Warren says progressives have "exactly one chance" to make change happen
Senator Elizabeth Warren made her case for why she should be the progressive candidate to win the Democratic presidential nomination over Senator Bernie Sanders, saying she has a proven track record of enacting change.
"Progressives are going to get exactly one chance to make transformative change," Warren said in an interview on CBSN following the tenth Democratic debate. "And that means we better have a leader who actually knows how to get in the fight and how to make change happen. That's something I have done."
Warren cited her work spearheading the Consumer Financial Protection Bureau and fighting Wall Street, and said the policy proposals she has put forth across the presidential campaign are not only popular among Democrats, but also Independents and Republicans.

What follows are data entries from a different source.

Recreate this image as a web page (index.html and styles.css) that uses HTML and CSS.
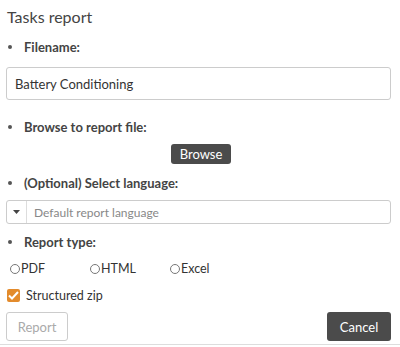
FILE: index.html
```html
<!DOCTYPE html>
<html lang="en">
<head>
  <meta charset="UTF-8" />
  <meta name="viewport" content="width=device-width, initial-scale=1.0" />
  <title>Tasks report</title>
  <link rel="stylesheet" href="styles.css">
</head>
<body>

  <div class="dialog">
    <h2 class="dialog-title">Tasks report</h2>

    <ul class="fields">
      <li class="field-label">Filename:</li>
    </ul>
    <input type="text" class="input-field" value="Battery Conditioning">

    <ul class="fields">
      <li class="field-label">Browse to report file:</li>
    </ul>
    <div class="browse-row">
      <button class="dark-btn browse-btn">Browse</button>
    </div>

    <ul class="fields">
      <li class="field-label">(Optional) Select language:</li>
    </ul>
    <div class="select-box">
      <span class="select-arrow">
        <svg width="7" height="4" viewBox="0 0 7 4"><path d="M0 0 L7 0 L3.5 4 Z" fill="#444"/></svg>
      </span>
      <span class="select-placeholder">Default report language</span>
    </div>

    <ul class="fields">
      <li class="field-label">Report type:</li>
    </ul>
    <div class="radio-row">
      <label class="radio-item"><span class="radio"></span>PDF</label>
      <label class="radio-item"><span class="radio"></span>HTML</label>
      <label class="radio-item"><span class="radio"></span>Excel</label>
    </div>

    <label class="check-row">
      <span class="checkbox">
        <svg width="11" height="9" viewBox="0 0 11 9"><path d="M1 4.5 L4 7.5 L10 1" fill="none" stroke="#fff" stroke-width="2"/></svg>
      </span>
      Structured zip
    </label>

    <div class="actions">
      <button class="light-btn">Report</button>
      <button class="dark-btn cancel-btn">Cancel</button>
    </div>
  </div>

</body>
</html>
```

FILE: styles.css
```css
* {
  margin: 0;
  padding: 0;
  box-sizing: border-box;
  font-family: 'Lato', sans-serif;
}
body {
  background: #fff;
  color: #333;
}
.dialog {
  width: 400px;
  height: 345px;
  padding: 7px 9px 0 6px;
  border-bottom: 1px solid #ddd;
  display: flex;
  flex-direction: column;
}
.dialog-title {
  font-size: 16px;
  font-weight: normal;
  color: #444;
  line-height: 20px;
  margin-left: 1px;
  margin-bottom: 12px;
}
.fields {
  list-style: none;
}
.field-label {
  font-size: 13px;
  font-weight: bold;
  color: #444;
  line-height: 16px;
  padding-left: 18px;
  position: relative;
}
.field-label::before {
  content: '';
  position: absolute;
  left: 2px;
  top: 6px;
  width: 4px;
  height: 4px;
  border-radius: 50%;
  background: #555;
}
.input-field {
  width: 100%;
  height: 33px;
  margin: 12px 0 19px;
  padding: 0 8px;
  font-size: 13px;
  color: #333;
  border: 1px solid #ccc;
  border-radius: 3px;
  outline: none;
}
.browse-row {
  display: flex;
  justify-content: center;
  margin: 9px 0 11px;
  padding-left: 5px;
}
.dark-btn {
  background: #4b4b4b;
  color: #fff;
  border: none;
  border-radius: 3px;
  font-size: 13px;
  cursor: pointer;
}
.browse-btn {
  width: 60px;
  height: 20px;
}
.select-box {
  display: flex;
  align-items: center;
  height: 24px;
  margin: 9px 0 10px;
  border: 1px solid #ccc;
  border-radius: 3px;
}
.select-arrow {
  width: 20px;
  height: 100%;
  border-right: 1px solid #ddd;
  display: flex;
  align-items: center;
  justify-content: center;
}
.select-placeholder {
  font-size: 12px;
  color: #888;
  padding-left: 7px;
}
.radio-row {
  display: flex;
  margin: 11px 0 0 4px;
}
.radio-item {
  display: flex;
  align-items: center;
  width: 80px;
  font-size: 12.5px;
  color: #333;
}
.radio {
  width: 10px;
  height: 10px;
  border: 1px solid #777;
  border-radius: 50%;
  margin-right: 1px;
}
.check-row {
  display: flex;
  align-items: center;
  margin: 12px 0 0 1px;
  font-size: 12.5px;
  color: #333;
}
.checkbox {
  width: 13px;
  height: 13px;
  background: #e38b2c;
  border-radius: 2px;
  margin-right: 6px;
  display: flex;
  align-items: center;
  justify-content: center;
}
.actions {
  display: flex;
  justify-content: space-between;
  margin-top: 9px;
}
.light-btn {
  width: 62px;
  height: 29px;
  background: #fff;
  border: 1px solid #ccc;
  border-radius: 3px;
  color: #aaa;
  font-size: 13px;
}
.cancel-btn {
  width: 64px;
  height: 29px;
}
```
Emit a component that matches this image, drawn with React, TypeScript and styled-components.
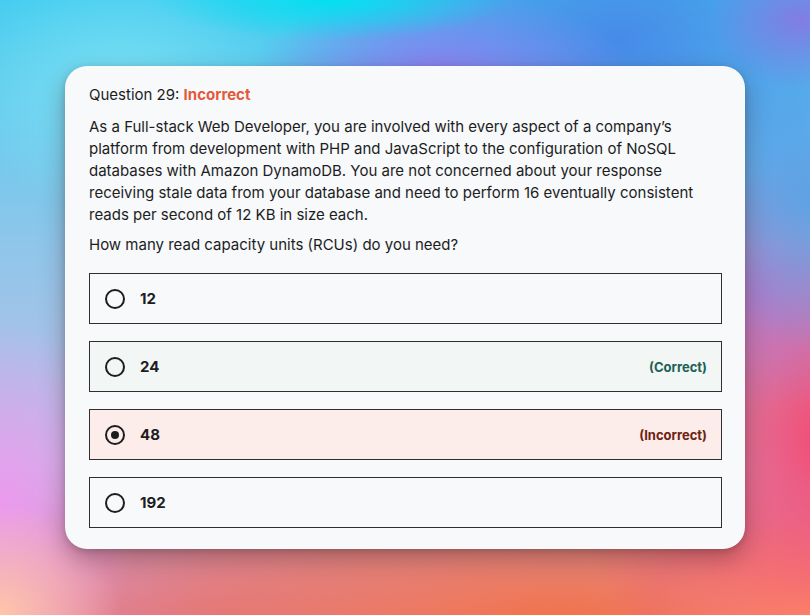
import React from "react";
import styled, { createGlobalStyle } from "styled-components";

const Global = createGlobalStyle`
  html, body { margin: 0; padding: 0; }
  body { width: 810px; height: 615px; overflow: hidden; font-family: Inter, "Noto Sans", sans-serif; }
  * { box-sizing: border-box; }
`;

const Backdrop = styled.div`
  width: 810px;
  height: 615px;
  padding: 66px 65px 0 65px;
  background:
    radial-gradient(ellipse 180px 40px at 330px 0px, rgba(0, 225, 240, 0.95), rgba(0, 225, 240, 0) 100%),
    radial-gradient(ellipse 170px 120px at 120px 90px, rgba(130, 230, 245, 0.8), rgba(130, 230, 245, 0) 100%),
    radial-gradient(ellipse 190px 80px at 440px 72px, rgba(138, 128, 240, 1), rgba(138, 128, 240, 0) 100%),
    radial-gradient(ellipse 90px 70px at 800px 20px, rgba(140, 115, 225, 0.85), rgba(140, 115, 225, 0) 100%),
    radial-gradient(ellipse 340px 230px at 620px 40px, rgba(70, 135, 232, 0.95), rgba(70, 135, 232, 0) 100%),
    radial-gradient(ellipse 120px 150px at 810px 200px, rgba(90, 165, 230, 0.9), rgba(90, 165, 230, 0) 100%),
    radial-gradient(ellipse 140px 120px at 760px 290px, rgba(180, 110, 210, 0.7), rgba(180, 110, 210, 0) 100%),
    radial-gradient(ellipse 260px 300px at 830px 440px, rgba(245, 72, 112, 1), rgba(245, 72, 112, 0) 100%),
    radial-gradient(ellipse 160px 100px at 810px 615px, rgba(255, 165, 100, 1), rgba(255, 165, 100, 0) 100%),
    radial-gradient(ellipse 440px 170px at 560px 625px, rgba(242, 115, 72, 1), rgba(242, 115, 72, 0) 100%),
    radial-gradient(ellipse 120px 110px at 0px 615px, rgba(255, 198, 170, 1), rgba(255, 198, 170, 0) 100%),
    radial-gradient(ellipse 140px 190px at 0px 510px, rgba(238, 152, 240, 0.95), rgba(238, 152, 240, 0) 100%),
    radial-gradient(ellipse 320px 150px at 220px 620px, rgba(225, 120, 125, 0.9), rgba(225, 120, 125, 0) 100%),
    linear-gradient(180deg, #45cdf0 0%, #8fc6ea 40%, #c0bde6 75%, #e08aa8 100%);
`;

const Card = styled.div`
  width: 680px;
  height: 483px;
  background: #f7f9fa;
  border-radius: 22px;
  padding: 18px 23px 22px 24px;
  box-shadow: 0 10px 24px rgba(60, 20, 20, 0.35), 0 2px 6px rgba(0, 0, 0, 0.15);
  color: #1c1d1f;
  display: flex;
  flex-direction: column;
`;

const Header = styled.div`
  font-size: 15px;
  line-height: 22px;
  margin-bottom: 10px;
`;

const Status = styled.span`
  color: #e4593b;
  font-weight: 700;
`;

const Prompt = styled.p<{ $gap: number }>`
  margin: 0 0 ${(p) => p.$gap}px 0;
  font-size: 15px;
  line-height: 22px;
`;

const Options = styled.div`
  display: flex;
  flex-direction: column;
  gap: 17px;
`;

type Tone = "plain" | "correct" | "incorrect";

const Option = styled.div<{ $tone: Tone }>`
  height: 51px;
  border: 1px solid #2d2f31;
  display: flex;
  align-items: center;
  padding: 0 14px 0 15px;
  background: ${(p) => (p.$tone === "correct" ? "#f2f6f4" : p.$tone === "incorrect" ? "#fcecea" : "#f7f9fa")};
`;

const Radio = styled.span<{ $checked: boolean }>`
  width: 20px;
  height: 20px;
  border-radius: 50%;
  border: 2px solid #1c1d1f;
  display: flex;
  align-items: center;
  justify-content: center;
  flex: none;
  &::after {
    content: "";
    width: 8px;
    height: 8px;
    border-radius: 50%;
    background: #1c1d1f;
    display: ${(p) => (p.$checked ? "block" : "none")};
  }
`;

const Label = styled.span`
  margin-left: 15px;
  font-size: 15px;
  font-weight: 700;
  flex: 1;
`;

const Verdict = styled.span<{ $tone: Tone }>`
  font-size: 13px;
  font-weight: 700;
  color: ${(p) => (p.$tone === "correct" ? "#1e6055" : "#6e2210")};
`;

const options: { text: string; tone: Tone; checked: boolean }[] = [
  { text: "12", tone: "plain", checked: false },
  { text: "24", tone: "correct", checked: false },
  { text: "48", tone: "incorrect", checked: true },
  { text: "192", tone: "plain", checked: false },
];

export default function App() {
  return (
    <>
      <Global />
      <Backdrop>
        <Card>
          <Header>
            Question 29: <Status>Incorrect</Status>
          </Header>
          <Prompt $gap={8}>
            As a Full-stack Web Developer, you are involved with every aspect of a company’s platform from development with
            PHP and JavaScript to the configuration of NoSQL databases with Amazon DynamoDB. You are not concerned about
            your response receiving stale data from your database and need to perform 16 eventually consistent reads per
            second of 12 KB in size each.
          </Prompt>
          <Prompt $gap={17}>How many read capacity units (RCUs) do you need?</Prompt>
          <Options>
            {options.map((o) => (
              <Option key={o.text} $tone={o.tone}>
                <Radio $checked={o.checked} />
                <Label>{o.text}</Label>
                {o.tone === "correct" && <Verdict $tone="correct">(Correct)</Verdict>}
                {o.tone === "incorrect" && <Verdict $tone="incorrect">(Incorrect)</Verdict>}
              </Option>
            ))}
          </Options>
        </Card>
      </Backdrop>
    </>
  );
}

"That's how we get elected down ballot and it's how we govern. We start with the things, the good progressive things, that most of America actually wants to see," she said.
Warren was also pressed on whether she believes she will win her home state of Massachusetts when voters there head to the polls on Super Tuesday. The senator stopped short of definitively saying she believes she will come out on top, instead saying she is talking to voters everywhere.
"I'm out here making my case to everybody all across the nation," Warren said.
The Massachusetts senator reflected on her Senate race in 2012 when she went up against Republican incumbent Senator Scott Brown and said Massachusetts voters put their faith in her and helped her win.
"You have to remember about this, I've never been in politics before then and when I got in that race, I was down 17 points, but a lot of good folks in Massachusetts said you get out on point, you take on this race that a lot of people thought as not winnable by a Democrat and we'll come help you," she said.
Warren and six other Democrats took to the stage in Charleston, South Carolina, for the final debate before the primary there Saturday. The debate also marked the final chance for the candidates to go head-to-head before Super Tuesday.